Auch hier im Chongshan Si sind wir jedenfalls bald fertig, und es ist erst kurz
nach fuenf Uhr. Wir fahren in Ermangelung besserer Ideen dennoch gleich zu
unserem Zehntausend-Loewen-Hotel irgendwo in den suedlichen, neuen Vierteln der
Stadt, unweit vom Fluss, der jetzt schon aufgestaut werden muss, um ueberhaupt
als Reservoir dienen zu koennen. Wir verabreden, dass es morgen schon um 7:30
Uhr losgehen soll (o je!). Dann muessen wir ja auch heute beizeiten schlafen
gehen. Vorher besuchen wir noch das "Ocean Breeze" genannte Restaurant, in dem
es in Unterwasseratmosphaere westliche und chinesische Speisen geben soll.
Unterwasseratmosphaere: an den wie Sandstrand aussehenden Waenden kleben Krebse,
Muscheln und Schnecken, die Lampen sehen aus wie fiese, dicke Quallen, der Boden
ist ausgehoben und gewaehrt unter dickem Glas Blicke ins Blaue. Schwimmender
Seetang haengt unter der Decke, vereinzelt schweben dort mondrunde Fugu. An der
Seite ist ein Buffet aufgebaut. Hm. Eigentlich wollen wir lieber à la carte
essen, aber nach einem Blick auf die Karte entscheiden wir uns doch fuers
Buffet, zumal hier Fleisch und Gemuese auf Wunsch frisch gebraten werden.

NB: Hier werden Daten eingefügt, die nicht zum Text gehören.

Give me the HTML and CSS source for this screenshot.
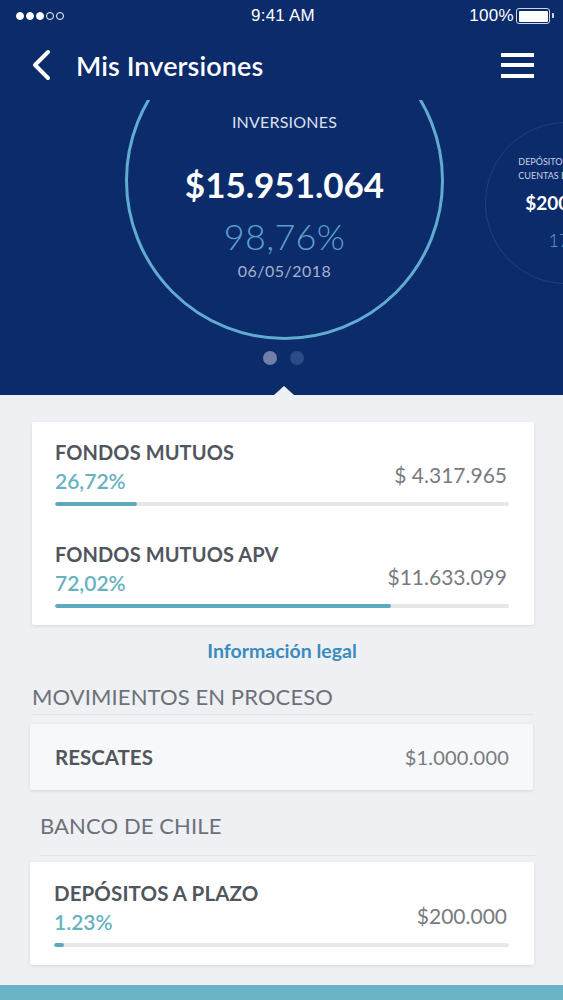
FILE: index.html
```html
<!DOCTYPE html>
<html lang="es">
<head>
<meta charset="utf-8">
<title>Mis Inversiones</title>
<link rel="stylesheet" href="styles.css">
</head>
<body>
<div class="app">
  <header class="top">
    <div class="status">
      <div class="signal"><i class="on"></i><i class="on"></i><i class="on"></i><i></i><i></i></div>
      <div class="clock">9:41 AM</div>
      <div class="battery"><span>100%</span><span class="batt"><span class="batt-fill"></span></span></div>
    </div>
    <div class="nav">
      <svg class="back" width="20" height="32" viewBox="0 0 20 32"><path d="M17 3 L4 16 L17 29" fill="none" stroke="#fff" stroke-width="4" stroke-linecap="round" stroke-linejoin="round"/></svg>
      <h1 class="title">Mis Inversiones</h1>
      <div class="burger"><i></i><i></i><i></i></div>
    </div>
  </header>

  <section class="hero">
    <div class="track">
      <div class="ring main-ring">
        <div class="ring-label">INVERSIONES</div>
        <div class="ring-amount">$15.951.064</div>
        <div class="ring-pct">98,76%</div>
        <div class="ring-date">06/05/2018</div>
      </div>
      <div class="ring side-ring">
        <div class="side-label">DEPÓSITOS A PLAZO Y<br>CUENTAS DE AHORRO</div>
        <div class="side-amount">$200.000</div>
        <div class="side-pct">17%</div>
      </div>
    </div>
    <div class="dots"><i class="active"></i><i></i></div>
  </section>

  <main class="content">
    <div class="card first">
      <div class="item">
        <div class="item-title">FONDOS MUTUOS</div>
        <div class="item-row">
          <span class="pct">26,72%</span>
          <span class="amount">$ 4.317.965</span>
        </div>
        <div class="bar"><div class="fill" style="width:18%"></div></div>
      </div>
      <div class="item">
        <div class="item-title">FONDOS MUTUOS APV</div>
        <div class="item-row">
          <span class="pct">72,02%</span>
          <span class="amount">$11.633.099</span>
        </div>
        <div class="bar"><div class="fill" style="width:74%"></div></div>
      </div>
    </div>

    <a class="legal">Información legal</a>

    <h2 class="section">MOVIMIENTOS EN PROCESO</h2>
    <div class="card plain">
      <span class="plain-title">RESCATES</span>
      <span class="plain-amount">$1.000.000</span>
    </div>

    <h2 class="section indent">BANCO DE CHILE</h2>
    <div class="card single">
      <div class="item">
        <div class="item-title">DEPÓSITOS A PLAZO</div>
        <div class="item-row">
          <span class="pct">1.23%</span>
          <span class="amount">$200.000</span>
        </div>
        <div class="bar"><div class="fill" style="width:2.3%"></div></div>
      </div>
    </div>
  </main>
  <footer class="bottom-bar"></footer>
</div>
</body>
</html>
```

FILE: styles.css
```css
* { box-sizing: border-box; }
html, body { margin: 0; padding: 0; }
body {
  font-family: Lato, "Noto Sans", sans-serif;
  background: #eef0f3;
  width: 563px;
  height: 1000px;
  overflow: hidden;
}
.app { display: flex; flex-direction: column; height: 1000px; }

.top { background: #0b2b6b; color: #fff; }
.status {
  height: 32px;
  display: flex;
  align-items: center;
  justify-content: space-between;
  padding: 0 13px 0 16px;
  font-family: "Liberation Sans", Arial, sans-serif;
  font-size: 17px;
}
.signal { display: flex; gap: 2px; width: 120px; }
.signal i {
  width: 8px; height: 8px; border-radius: 50%;
  border: 1px solid #fff;
  display: block;
}
.signal i.on { background: #fff; }
.clock { letter-spacing: 0.2px; }
.battery { display: flex; align-items: center; gap: 2px; width: 120px; justify-content: flex-end; letter-spacing: 0.3px; }
.batt {
  width: 34px; height: 16px;
  border: 1.5px solid #cfd7e6;
  border-radius: 3px;
  padding: 1.5px;
  display: flex;
  position: relative;
}
.batt::after {
  content: "";
  position: absolute;
  right: -5px; top: 4px;
  width: 2.5px; height: 5px;
  background: #cfd7e6;
  border-radius: 0 1px 1px 0;
}
.batt-fill { flex: 1; background: #fff; border-radius: 1px; }

.nav {
  height: 68px;
  display: flex;
  align-items: center;
  padding: 0 29px 2px 31px;
}
.back { display: block; margin-right: 25px; }
.title {
  margin: 0;
  font-size: 27px;
  font-weight: 600;
  letter-spacing: 0.1px;
  flex: 1;
}
.burger { display: flex; flex-direction: column; gap: 6.5px; width: 33px; }
.burger i { display: block; height: 4px; background: #fff; }

.hero {
  background: #0b2b6b;
  height: 295px;
  overflow: hidden;
  position: relative;
  display: flex;
  flex-direction: column;
}
.hero::after {
  content: "";
  position: absolute;
  left: 274px;
  bottom: 0;
  border-left: 10px solid transparent;
  border-right: 10px solid transparent;
  border-bottom: 9px solid #eef0f3;
}
.track {
  height: 240px;
  display: flex;
  align-items: flex-start;
  flex-shrink: 0;
}
.ring {
  border-radius: 50%;
  flex-shrink: 0;
  display: flex;
  flex-direction: column;
  align-items: center;
  color: #fff;
}
.main-ring {
  width: 319px; height: 319px;
  margin-left: 125px;
  margin-top: -79px;
  border: 3px solid #62abd0;
  padding-top: 88px;
}
.ring-label { font-size: 16px; color: #d9e0ee; letter-spacing: 0.2px; line-height: 20px; }
.ring-amount { font-size: 35px; font-weight: 700; line-height: 40px; margin-top: 32px; }
.ring-pct { font-size: 36px; font-weight: 300; color: #5e9fcc; line-height: 40px; margin-top: 12px; letter-spacing: 0.3px; }
.ring-date { font-size: 16px; color: #a5b2cd; line-height: 20px; margin-top: 5px; letter-spacing: 0.5px; }

.side-ring {
  width: 162px; height: 162px;
  margin-left: 41px;
  margin-top: 22px;
  border: 1.5px solid #1f417f;
  padding-top: 32px;
}
.side-label { font-size: 9px; color: #c9d2e3; text-align: center; line-height: 14px; white-space: nowrap; }
.side-amount { font-size: 19px; font-weight: 700; margin-top: 8px; line-height: 24px; white-space: nowrap; }
.side-pct { font-size: 18px; font-weight: 300; color: #5e9fcc; margin-top: 14px; }

.dots { display: flex; justify-content: center; gap: 13px; margin-top: 11px; padding-left: 4px; }
.dots i { display: block; width: 14px; height: 14px; border-radius: 50%; background: #2b4b87; }
.dots i.active { background: #7080a8; }

.content {
  flex: 1;
  padding: 27px 29px 0 30px;
  display: flex;
  flex-direction: column;
}
.card {
  background: #fff;
  box-shadow: 0 1px 3px rgba(40, 50, 70, 0.12);
  border-radius: 2px;
}
.card.first { margin-left: 2px; padding: 18px 25px 17px 23px; }
.item { display: flex; flex-direction: column; }
.item + .item { margin-top: 36px; }
.item-title { font-size: 20px; font-weight: 700; color: #51565d; line-height: 24px; letter-spacing: 0.1px; }
.item-row { display: flex; justify-content: space-between; align-items: flex-end; margin-top: 2px; height: 28px; }
.pct { font-size: 21px; color: #67b2c1; line-height: 26px; font-weight: 600; }
.amount { font-size: 21px; color: #777b81; line-height: 26px; margin-bottom: 6px; margin-right: 2px; letter-spacing: 0; }
.bar { height: 4px; background: #e6e7e9; border-radius: 2px; margin-top: 8px; overflow: hidden; }
.fill { height: 100%; background: #5ea8c1; border-radius: 2px; }

.legal {
  display: block;
  text-align: center;
  color: #3b8bbf;
  font-weight: 700;
  font-size: 19.5px;
  margin-top: 14px;
  line-height: 24px;
}
.section {
  margin: 21px 0 0 2px;
  font-size: 22px;
  font-weight: 400;
  color: #6c7179;
  letter-spacing: 0.1px;
  line-height: 26px;
  padding-bottom: 4px;
  border-bottom: 1px solid #e1e4e8;
}
.section.indent { margin-left: 10px; margin-top: 23px; padding-bottom: 16px; margin-right: -2px; }

.card.plain {
  background: #f7f8fa;
  margin-top: 9px;
  height: 66px;
  display: flex;
  align-items: center;
  justify-content: space-between;
  padding: 0 24px 0 25px;
  margin-right: 1px;
}
.plain-title { font-size: 20.5px; font-weight: 700; color: #51565d; }
.plain-amount { font-size: 20px; color: #777b81; letter-spacing: 0.2px; }

.card.single {
  margin-top: 6px;
  padding: 19px 25px 18px 24px;
}
.card.single .item-title { font-size: 20.5px; }

.bottom-bar { height: 15px; background: #68b3c4; flex-shrink: 0; }
```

Geschmacklich sind die Sachen gar nicht so schlecht. Leider ist aber alles lau,
auch das, was heiss sein sollte. Und auch die Cola, aber da kann man wenigstens
mit Eis noch etwas fuer die richtige Temperatur tun.

Danach sind wir zu allem zu faul und gehen fast sofort zu Bett. Ich arbeite an
diesen Notizen, aber schon bald wollen mir die Augen zufallen.